[Stored dataset items]
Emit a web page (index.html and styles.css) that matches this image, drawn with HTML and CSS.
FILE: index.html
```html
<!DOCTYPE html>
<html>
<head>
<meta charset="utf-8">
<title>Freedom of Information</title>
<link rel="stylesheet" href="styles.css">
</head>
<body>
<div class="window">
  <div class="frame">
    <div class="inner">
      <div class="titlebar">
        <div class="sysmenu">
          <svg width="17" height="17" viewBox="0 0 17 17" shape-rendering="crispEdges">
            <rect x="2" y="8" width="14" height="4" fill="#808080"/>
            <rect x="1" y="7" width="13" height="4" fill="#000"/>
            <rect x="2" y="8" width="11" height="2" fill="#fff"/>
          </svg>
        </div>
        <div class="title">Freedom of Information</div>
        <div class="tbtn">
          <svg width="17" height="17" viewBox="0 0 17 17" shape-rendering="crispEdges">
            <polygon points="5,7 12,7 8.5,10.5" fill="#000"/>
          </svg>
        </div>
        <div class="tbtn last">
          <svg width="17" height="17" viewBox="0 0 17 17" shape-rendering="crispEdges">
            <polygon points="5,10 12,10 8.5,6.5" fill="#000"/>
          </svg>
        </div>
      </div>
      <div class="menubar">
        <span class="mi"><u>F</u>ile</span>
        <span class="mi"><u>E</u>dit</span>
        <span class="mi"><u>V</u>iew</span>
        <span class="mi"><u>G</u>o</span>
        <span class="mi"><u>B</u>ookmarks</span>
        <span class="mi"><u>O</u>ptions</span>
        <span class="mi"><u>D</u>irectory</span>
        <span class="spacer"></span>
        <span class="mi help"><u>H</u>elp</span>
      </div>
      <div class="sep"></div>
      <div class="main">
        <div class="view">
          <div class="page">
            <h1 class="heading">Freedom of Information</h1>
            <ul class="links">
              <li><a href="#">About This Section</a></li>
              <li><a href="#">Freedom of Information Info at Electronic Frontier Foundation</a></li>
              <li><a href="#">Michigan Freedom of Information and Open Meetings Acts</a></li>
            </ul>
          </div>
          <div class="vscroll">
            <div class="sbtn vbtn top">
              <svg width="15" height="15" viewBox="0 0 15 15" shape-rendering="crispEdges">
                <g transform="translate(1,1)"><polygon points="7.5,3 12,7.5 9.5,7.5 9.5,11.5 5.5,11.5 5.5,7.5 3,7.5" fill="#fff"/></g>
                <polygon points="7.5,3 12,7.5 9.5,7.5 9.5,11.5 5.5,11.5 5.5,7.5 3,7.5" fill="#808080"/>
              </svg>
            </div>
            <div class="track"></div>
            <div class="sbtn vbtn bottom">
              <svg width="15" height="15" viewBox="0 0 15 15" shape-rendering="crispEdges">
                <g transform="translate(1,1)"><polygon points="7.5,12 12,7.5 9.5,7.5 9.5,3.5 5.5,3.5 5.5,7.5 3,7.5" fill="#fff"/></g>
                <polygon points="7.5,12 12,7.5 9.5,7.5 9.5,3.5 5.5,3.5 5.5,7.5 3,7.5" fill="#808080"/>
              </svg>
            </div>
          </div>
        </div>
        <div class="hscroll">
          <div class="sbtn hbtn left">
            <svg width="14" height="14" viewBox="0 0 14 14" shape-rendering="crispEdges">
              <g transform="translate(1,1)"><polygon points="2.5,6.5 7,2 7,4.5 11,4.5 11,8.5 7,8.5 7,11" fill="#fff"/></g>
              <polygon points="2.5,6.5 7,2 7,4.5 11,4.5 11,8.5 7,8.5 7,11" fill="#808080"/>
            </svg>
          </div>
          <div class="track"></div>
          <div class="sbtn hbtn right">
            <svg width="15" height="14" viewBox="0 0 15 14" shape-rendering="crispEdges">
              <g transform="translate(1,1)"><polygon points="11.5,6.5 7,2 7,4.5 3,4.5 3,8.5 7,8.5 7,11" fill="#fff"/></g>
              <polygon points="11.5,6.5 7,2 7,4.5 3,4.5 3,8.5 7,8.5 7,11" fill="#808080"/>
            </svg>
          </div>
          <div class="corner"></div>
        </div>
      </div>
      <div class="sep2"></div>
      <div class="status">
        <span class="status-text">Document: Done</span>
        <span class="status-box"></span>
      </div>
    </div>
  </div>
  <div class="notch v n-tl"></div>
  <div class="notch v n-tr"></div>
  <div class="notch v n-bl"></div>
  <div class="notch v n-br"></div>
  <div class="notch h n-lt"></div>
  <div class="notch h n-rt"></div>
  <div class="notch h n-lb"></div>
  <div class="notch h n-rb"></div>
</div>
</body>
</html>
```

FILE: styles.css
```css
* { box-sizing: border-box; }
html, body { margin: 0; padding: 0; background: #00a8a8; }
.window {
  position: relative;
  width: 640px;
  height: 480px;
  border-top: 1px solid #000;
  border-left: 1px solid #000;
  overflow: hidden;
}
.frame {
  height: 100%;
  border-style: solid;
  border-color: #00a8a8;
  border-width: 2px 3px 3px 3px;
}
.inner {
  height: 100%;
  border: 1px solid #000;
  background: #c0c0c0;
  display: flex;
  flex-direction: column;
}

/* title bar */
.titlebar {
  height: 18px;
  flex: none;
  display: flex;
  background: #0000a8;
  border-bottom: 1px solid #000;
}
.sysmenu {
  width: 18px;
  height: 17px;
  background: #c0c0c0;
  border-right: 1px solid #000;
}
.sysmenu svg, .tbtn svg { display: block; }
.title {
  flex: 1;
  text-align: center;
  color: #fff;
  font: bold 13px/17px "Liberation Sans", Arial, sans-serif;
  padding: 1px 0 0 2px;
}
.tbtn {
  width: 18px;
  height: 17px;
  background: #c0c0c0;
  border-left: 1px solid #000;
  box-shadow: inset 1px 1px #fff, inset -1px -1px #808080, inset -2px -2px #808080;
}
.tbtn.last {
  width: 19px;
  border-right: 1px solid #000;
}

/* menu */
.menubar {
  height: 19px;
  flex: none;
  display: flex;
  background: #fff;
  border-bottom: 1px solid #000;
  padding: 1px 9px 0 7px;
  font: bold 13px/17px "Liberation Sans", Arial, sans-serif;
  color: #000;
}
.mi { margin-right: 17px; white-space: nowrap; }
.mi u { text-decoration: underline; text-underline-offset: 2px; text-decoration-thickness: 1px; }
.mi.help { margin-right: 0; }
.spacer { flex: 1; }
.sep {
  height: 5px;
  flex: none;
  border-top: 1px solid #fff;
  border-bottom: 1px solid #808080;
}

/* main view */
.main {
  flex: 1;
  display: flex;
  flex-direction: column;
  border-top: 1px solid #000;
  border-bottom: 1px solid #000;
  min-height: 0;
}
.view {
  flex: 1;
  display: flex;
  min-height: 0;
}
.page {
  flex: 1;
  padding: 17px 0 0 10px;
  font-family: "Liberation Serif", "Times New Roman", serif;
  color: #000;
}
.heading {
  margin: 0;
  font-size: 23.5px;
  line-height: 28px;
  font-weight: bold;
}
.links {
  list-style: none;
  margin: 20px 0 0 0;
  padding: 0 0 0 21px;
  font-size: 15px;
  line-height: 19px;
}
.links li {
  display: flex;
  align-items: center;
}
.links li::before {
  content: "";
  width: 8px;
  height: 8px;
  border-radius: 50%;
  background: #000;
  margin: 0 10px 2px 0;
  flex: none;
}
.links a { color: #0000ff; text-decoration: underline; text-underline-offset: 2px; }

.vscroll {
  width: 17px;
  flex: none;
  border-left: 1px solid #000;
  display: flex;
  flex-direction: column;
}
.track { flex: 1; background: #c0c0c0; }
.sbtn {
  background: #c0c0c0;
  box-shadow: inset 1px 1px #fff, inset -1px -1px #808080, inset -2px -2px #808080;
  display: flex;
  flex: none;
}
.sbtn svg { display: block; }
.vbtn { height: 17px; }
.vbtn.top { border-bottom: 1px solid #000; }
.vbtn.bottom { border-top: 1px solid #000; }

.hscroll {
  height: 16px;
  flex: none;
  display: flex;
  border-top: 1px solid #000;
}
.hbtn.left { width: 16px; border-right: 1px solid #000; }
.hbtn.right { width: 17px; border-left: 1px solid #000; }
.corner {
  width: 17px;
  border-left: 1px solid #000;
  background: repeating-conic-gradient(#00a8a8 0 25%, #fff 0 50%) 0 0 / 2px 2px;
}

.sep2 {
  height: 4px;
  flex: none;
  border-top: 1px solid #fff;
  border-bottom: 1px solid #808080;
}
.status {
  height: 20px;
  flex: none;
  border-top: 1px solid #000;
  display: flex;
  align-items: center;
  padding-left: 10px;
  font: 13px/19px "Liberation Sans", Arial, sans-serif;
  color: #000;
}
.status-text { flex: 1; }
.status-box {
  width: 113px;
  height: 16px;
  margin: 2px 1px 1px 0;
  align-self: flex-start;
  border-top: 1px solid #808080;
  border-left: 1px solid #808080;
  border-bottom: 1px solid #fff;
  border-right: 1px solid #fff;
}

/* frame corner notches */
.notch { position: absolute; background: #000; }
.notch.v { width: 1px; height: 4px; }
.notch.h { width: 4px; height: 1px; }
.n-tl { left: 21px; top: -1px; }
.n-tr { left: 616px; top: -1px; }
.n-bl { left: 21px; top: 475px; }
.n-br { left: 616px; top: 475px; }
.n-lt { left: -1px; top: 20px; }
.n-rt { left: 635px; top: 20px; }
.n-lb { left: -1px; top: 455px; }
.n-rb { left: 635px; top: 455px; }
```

--

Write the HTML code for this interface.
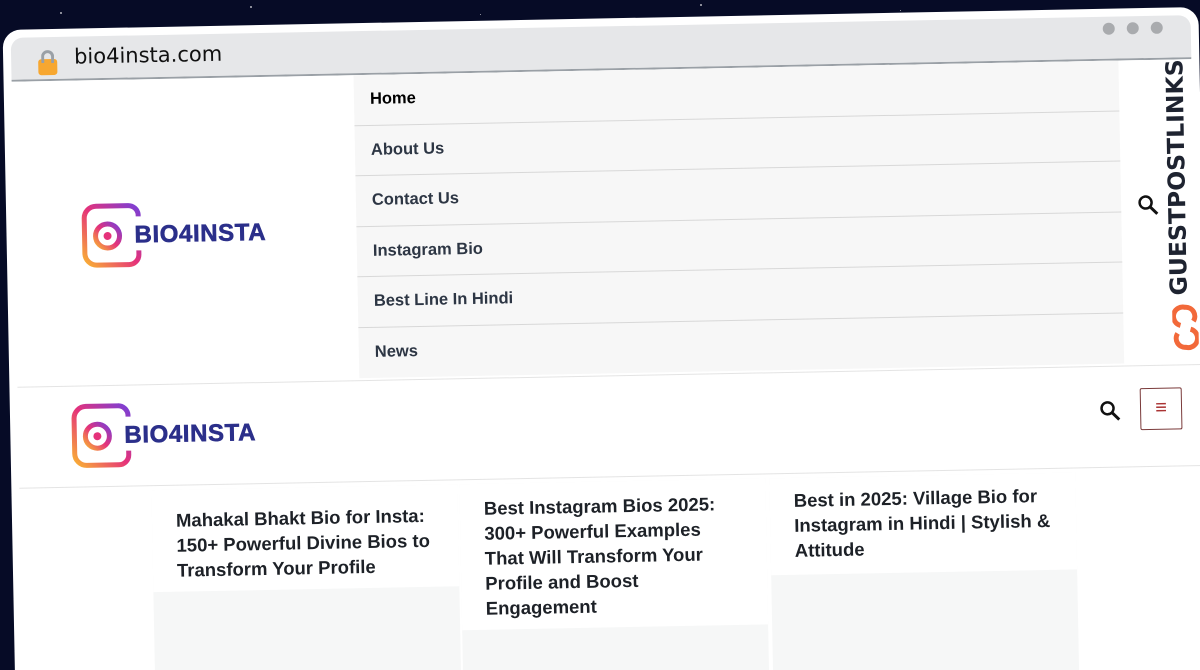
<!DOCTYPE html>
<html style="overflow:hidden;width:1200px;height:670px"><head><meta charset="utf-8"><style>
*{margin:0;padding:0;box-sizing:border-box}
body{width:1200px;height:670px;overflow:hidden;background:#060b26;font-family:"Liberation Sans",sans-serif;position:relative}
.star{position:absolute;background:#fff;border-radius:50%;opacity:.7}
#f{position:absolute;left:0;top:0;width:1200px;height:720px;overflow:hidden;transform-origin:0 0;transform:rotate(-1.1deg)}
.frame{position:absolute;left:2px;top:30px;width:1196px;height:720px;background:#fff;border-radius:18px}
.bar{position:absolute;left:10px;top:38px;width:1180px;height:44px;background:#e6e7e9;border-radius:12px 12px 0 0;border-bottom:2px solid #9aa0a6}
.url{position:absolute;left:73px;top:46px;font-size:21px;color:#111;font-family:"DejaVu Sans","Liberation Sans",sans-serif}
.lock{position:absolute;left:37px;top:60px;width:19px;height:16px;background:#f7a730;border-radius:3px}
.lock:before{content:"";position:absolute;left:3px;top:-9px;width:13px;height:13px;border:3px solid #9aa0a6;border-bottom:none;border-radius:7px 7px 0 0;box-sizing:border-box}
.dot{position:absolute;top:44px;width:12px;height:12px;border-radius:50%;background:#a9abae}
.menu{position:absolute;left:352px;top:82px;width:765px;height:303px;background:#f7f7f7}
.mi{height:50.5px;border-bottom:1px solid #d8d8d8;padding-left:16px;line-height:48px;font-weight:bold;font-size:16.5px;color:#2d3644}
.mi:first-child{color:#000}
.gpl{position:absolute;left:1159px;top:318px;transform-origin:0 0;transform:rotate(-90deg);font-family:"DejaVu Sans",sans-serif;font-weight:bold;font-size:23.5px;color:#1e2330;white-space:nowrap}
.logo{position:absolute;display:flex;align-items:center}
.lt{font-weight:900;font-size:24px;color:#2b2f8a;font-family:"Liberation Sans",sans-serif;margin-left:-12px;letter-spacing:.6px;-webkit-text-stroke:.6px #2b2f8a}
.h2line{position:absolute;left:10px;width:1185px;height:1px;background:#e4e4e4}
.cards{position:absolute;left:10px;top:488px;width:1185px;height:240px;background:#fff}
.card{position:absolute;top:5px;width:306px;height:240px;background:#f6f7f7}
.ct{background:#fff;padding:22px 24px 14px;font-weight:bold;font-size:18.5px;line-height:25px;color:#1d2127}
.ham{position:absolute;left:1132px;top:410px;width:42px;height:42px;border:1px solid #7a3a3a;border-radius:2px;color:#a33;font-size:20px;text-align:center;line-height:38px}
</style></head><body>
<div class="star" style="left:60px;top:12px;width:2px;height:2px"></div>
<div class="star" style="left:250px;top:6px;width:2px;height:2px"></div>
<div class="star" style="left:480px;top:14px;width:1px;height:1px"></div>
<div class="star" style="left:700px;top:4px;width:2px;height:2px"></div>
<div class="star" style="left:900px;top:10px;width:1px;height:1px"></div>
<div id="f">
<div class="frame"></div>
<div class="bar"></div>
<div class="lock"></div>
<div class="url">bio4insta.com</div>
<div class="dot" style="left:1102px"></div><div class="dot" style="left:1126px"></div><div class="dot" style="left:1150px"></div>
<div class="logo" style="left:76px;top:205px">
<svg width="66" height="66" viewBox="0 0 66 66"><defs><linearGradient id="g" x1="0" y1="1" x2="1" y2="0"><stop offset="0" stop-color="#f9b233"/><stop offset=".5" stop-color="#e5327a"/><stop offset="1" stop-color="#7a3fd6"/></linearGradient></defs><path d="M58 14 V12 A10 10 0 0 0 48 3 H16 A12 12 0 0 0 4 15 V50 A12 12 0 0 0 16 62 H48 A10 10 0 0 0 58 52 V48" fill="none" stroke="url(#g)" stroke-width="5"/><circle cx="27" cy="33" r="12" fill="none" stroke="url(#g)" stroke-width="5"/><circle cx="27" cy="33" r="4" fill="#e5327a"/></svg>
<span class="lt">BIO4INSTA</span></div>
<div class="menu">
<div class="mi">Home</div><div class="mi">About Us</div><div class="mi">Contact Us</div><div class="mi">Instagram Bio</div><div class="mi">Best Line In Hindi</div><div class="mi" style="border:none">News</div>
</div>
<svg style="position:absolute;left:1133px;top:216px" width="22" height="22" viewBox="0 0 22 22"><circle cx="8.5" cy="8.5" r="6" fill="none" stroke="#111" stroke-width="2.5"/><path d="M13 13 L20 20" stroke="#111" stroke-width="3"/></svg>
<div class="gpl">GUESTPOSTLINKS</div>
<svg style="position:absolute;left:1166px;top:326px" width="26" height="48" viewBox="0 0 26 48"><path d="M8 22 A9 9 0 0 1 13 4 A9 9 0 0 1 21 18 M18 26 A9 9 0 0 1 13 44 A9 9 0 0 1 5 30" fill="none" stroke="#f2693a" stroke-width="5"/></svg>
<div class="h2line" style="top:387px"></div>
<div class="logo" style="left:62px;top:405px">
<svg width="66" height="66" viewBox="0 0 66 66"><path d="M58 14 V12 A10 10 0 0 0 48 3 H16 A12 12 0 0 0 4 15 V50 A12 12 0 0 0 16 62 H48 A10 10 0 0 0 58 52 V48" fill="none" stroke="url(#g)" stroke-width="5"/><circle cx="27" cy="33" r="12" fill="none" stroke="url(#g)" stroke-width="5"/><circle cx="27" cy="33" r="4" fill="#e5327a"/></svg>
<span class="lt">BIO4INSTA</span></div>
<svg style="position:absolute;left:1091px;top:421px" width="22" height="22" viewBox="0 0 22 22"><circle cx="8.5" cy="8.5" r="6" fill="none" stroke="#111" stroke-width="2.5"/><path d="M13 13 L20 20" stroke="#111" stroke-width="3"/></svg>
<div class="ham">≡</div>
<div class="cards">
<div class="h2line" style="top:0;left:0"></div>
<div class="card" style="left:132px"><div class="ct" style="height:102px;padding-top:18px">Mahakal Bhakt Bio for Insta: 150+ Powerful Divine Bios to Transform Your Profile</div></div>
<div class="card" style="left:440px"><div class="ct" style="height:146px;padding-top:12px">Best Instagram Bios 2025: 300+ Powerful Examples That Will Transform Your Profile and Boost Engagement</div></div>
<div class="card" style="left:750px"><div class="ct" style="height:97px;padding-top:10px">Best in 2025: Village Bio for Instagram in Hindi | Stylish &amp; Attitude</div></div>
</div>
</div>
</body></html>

* * *

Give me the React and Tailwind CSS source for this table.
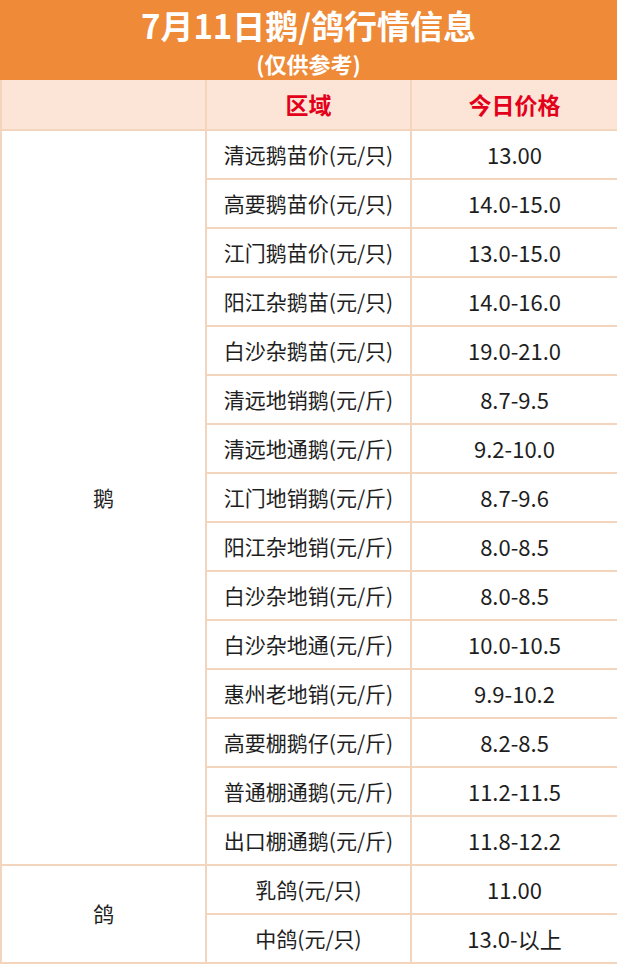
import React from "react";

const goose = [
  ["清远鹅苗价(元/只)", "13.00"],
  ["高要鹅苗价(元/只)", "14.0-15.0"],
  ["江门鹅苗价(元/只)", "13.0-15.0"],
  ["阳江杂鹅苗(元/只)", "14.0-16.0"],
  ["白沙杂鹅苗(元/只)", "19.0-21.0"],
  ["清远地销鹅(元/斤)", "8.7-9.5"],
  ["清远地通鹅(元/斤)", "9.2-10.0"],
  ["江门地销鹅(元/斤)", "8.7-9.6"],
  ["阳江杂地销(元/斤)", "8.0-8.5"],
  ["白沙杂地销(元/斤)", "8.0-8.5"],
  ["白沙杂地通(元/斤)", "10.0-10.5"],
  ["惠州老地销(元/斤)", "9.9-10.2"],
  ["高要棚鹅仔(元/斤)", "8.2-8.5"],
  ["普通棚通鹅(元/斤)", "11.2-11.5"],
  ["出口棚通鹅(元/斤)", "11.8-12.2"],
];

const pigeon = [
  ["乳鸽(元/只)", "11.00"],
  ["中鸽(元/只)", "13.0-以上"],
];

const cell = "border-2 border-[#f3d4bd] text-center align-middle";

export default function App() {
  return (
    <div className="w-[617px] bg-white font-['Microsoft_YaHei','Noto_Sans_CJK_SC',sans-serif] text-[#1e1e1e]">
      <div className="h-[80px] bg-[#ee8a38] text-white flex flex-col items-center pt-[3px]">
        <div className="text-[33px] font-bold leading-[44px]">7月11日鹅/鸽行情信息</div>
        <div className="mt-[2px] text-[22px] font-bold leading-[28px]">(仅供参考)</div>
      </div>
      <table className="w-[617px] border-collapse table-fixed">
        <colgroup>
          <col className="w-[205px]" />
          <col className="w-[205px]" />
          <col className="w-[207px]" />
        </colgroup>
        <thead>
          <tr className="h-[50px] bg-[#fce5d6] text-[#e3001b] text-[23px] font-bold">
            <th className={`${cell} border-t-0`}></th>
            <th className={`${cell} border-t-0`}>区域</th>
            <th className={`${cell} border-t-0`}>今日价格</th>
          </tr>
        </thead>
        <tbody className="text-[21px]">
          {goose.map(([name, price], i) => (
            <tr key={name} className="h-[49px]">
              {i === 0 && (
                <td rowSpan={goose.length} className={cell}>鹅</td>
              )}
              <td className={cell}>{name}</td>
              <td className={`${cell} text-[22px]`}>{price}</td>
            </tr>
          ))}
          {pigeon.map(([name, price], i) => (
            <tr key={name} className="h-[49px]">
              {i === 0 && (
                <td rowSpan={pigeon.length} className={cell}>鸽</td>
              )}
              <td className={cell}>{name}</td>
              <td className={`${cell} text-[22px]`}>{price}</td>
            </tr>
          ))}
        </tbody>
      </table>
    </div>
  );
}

EXERCISE TASK: Omit all pictures, and reproduce exactly the lines from the one holding "Give me the" through the one holding "import React from", both included.

REPLY:
Give me the React and Tailwind CSS source for this table.
import React from "react";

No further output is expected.